** Requirement **
Repeat, exactly as written, every line from the one holding "Emit a component" through the one holding "The picture is". Leave out all other lines.

** Entries provided **
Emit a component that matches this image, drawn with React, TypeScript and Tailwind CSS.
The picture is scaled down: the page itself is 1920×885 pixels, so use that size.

==

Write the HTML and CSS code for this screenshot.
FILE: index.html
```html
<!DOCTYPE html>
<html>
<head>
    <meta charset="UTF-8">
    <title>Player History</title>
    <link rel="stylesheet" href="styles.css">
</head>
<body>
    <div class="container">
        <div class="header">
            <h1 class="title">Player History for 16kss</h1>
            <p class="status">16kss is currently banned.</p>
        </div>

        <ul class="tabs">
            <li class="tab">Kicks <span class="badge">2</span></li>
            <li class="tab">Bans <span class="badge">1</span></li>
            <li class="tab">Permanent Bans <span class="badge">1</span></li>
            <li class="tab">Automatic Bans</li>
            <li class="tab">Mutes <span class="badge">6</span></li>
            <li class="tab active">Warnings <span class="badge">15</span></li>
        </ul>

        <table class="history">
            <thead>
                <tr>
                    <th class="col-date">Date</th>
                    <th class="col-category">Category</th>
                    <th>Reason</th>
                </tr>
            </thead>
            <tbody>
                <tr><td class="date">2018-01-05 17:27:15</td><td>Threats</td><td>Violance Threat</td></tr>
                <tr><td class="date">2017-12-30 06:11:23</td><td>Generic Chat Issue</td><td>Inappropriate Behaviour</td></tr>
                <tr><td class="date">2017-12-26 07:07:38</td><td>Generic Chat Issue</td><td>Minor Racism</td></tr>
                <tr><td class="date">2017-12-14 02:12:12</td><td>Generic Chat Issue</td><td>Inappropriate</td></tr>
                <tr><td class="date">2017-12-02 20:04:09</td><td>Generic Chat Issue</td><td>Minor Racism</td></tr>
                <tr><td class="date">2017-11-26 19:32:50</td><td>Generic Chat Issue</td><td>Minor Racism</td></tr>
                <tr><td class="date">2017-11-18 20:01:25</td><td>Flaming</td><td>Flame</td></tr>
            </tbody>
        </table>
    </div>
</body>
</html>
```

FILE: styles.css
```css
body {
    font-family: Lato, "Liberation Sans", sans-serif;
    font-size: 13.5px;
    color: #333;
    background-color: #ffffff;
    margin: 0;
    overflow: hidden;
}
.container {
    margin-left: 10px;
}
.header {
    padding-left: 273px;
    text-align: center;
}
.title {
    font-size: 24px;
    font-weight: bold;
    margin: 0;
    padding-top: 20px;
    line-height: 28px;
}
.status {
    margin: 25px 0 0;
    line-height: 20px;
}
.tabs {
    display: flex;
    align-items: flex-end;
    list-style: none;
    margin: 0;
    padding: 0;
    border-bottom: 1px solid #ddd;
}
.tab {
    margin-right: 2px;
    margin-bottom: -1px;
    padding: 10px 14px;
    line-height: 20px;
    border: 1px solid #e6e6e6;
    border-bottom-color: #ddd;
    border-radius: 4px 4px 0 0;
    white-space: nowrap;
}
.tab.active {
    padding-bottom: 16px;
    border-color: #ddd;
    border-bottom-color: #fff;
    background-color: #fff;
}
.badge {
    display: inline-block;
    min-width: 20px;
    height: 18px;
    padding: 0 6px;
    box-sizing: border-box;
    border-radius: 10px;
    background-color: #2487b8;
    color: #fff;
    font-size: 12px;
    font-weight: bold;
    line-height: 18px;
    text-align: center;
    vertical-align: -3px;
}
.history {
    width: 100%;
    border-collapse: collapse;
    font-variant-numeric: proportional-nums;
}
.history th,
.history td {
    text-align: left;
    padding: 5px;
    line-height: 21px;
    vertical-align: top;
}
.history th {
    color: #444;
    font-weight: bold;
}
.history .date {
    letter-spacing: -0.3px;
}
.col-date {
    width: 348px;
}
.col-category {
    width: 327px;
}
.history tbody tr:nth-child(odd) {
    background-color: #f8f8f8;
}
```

==

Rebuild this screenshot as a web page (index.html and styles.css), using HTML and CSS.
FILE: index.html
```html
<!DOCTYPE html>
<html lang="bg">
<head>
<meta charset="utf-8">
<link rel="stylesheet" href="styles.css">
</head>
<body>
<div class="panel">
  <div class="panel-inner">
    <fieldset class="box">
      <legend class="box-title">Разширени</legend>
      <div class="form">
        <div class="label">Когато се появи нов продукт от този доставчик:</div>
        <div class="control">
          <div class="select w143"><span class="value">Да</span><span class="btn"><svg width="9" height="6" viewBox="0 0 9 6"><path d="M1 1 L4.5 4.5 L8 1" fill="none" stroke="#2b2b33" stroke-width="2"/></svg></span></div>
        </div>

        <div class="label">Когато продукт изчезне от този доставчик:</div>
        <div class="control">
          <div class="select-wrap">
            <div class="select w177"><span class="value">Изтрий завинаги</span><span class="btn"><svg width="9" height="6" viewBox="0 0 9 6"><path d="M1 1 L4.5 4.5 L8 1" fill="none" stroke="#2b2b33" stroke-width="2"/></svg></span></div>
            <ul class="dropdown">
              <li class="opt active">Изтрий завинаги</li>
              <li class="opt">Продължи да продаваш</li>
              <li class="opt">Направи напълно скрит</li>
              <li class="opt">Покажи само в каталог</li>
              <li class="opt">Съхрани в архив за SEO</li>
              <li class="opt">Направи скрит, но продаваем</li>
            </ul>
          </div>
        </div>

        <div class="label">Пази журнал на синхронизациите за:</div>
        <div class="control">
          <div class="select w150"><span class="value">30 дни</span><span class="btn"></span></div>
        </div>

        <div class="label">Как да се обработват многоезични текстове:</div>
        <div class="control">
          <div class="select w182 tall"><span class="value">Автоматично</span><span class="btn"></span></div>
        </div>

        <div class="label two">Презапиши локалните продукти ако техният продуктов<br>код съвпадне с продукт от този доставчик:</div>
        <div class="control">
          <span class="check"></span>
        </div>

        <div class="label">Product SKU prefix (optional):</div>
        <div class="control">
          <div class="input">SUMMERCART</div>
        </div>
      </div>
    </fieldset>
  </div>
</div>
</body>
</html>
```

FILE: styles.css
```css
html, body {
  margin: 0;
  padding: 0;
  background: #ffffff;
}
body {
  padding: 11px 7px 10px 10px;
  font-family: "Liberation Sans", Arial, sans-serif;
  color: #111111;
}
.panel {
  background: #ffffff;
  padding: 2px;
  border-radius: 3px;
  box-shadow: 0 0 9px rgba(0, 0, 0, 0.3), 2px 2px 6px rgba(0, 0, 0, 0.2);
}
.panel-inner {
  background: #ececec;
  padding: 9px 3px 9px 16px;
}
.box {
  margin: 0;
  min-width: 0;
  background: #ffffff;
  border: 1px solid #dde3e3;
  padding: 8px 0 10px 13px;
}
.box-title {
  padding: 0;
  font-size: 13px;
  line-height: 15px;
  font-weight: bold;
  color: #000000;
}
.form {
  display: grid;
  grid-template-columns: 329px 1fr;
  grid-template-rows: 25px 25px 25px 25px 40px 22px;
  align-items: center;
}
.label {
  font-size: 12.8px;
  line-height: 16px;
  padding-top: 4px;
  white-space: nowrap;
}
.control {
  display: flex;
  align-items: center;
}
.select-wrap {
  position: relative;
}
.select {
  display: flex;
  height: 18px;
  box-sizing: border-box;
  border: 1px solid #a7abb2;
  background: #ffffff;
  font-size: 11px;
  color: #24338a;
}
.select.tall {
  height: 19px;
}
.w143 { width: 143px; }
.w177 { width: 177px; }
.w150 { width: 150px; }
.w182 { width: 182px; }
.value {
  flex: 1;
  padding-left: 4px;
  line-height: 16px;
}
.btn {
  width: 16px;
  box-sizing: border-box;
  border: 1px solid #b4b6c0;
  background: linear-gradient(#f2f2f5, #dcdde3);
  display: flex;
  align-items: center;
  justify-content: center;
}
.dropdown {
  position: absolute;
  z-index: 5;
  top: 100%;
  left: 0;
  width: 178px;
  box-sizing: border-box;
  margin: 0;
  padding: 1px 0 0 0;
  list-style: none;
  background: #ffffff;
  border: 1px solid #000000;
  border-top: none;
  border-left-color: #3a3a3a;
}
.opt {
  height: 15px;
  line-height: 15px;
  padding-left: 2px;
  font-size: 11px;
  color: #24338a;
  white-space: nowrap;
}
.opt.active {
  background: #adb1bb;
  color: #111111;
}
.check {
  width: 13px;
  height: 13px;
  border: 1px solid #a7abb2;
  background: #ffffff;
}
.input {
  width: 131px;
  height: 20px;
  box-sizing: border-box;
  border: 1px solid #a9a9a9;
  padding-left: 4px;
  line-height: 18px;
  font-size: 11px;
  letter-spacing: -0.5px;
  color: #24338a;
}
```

** Exercise response **
Emit a component that matches this image, drawn with React, TypeScript and Tailwind CSS.
The picture is scaled down: the page itself is 1920×885 pixels, so use that size.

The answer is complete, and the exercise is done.